Thank you. That’s extremely insightful. I am glad to see that you are continuing to think about a couple of the questions that I also struggle with–namely, the possibility of virtue in a wealthy society and, moreover, whether the expansion of human power over nature (technology) is desirable given the natural human desire to become gods. When I refer to this as a “natural” desire, I am in agreement with David Bentley Hart that the problem is not that this desire exists but, rather, that some of the uniquely modern means for attempting to satisfy it endanger human life–e.g., transhumanism. On the other hand, theosis–the possibility that human beings might participate in the divine nature–is in fact at the center of the Christian tradition and channels this natural desire toward its proper end.
Of course, you’ve written about theosis in your reviews related to Orthodox Christianity, so I won’t say more. But, on that that note, you may be interested to know that I have actually been attending Orthodox services, including one this morning, here at the “new venue,” as you called it. I find it very worthwhile and fulfilling, and I agree with you that the focus on theosis is just one of many attractive features of Orthodoxy. I remember you suggested that you were considering the possibility of making a similar switch, so if you write any more reviews of theology books, I would love to hear more about your experience!
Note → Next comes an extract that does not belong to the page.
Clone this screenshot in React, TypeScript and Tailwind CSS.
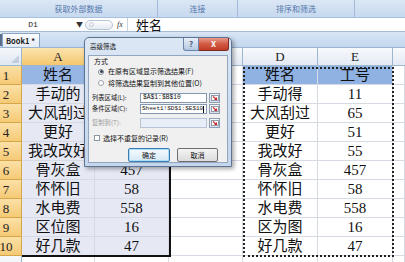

Dear Charles, congrats for the very useful website, which I just found out about this week. I submit this to help:
When you write…
“Schlichter’s Normals are not the Elite; they are “mass men,” mediocre and proud of their mediocrity. But the Normals are mass men too”
…I guess you mean:
“Schlichter’s Elite are not the Elite; they are “mass men,” mediocre and proud of their mediocrity. But the Normals are mass men too.”
Cheers and thanks for the reviews.
L´ami de Chateaubriand
Thank you! And thank you for the correction; made now.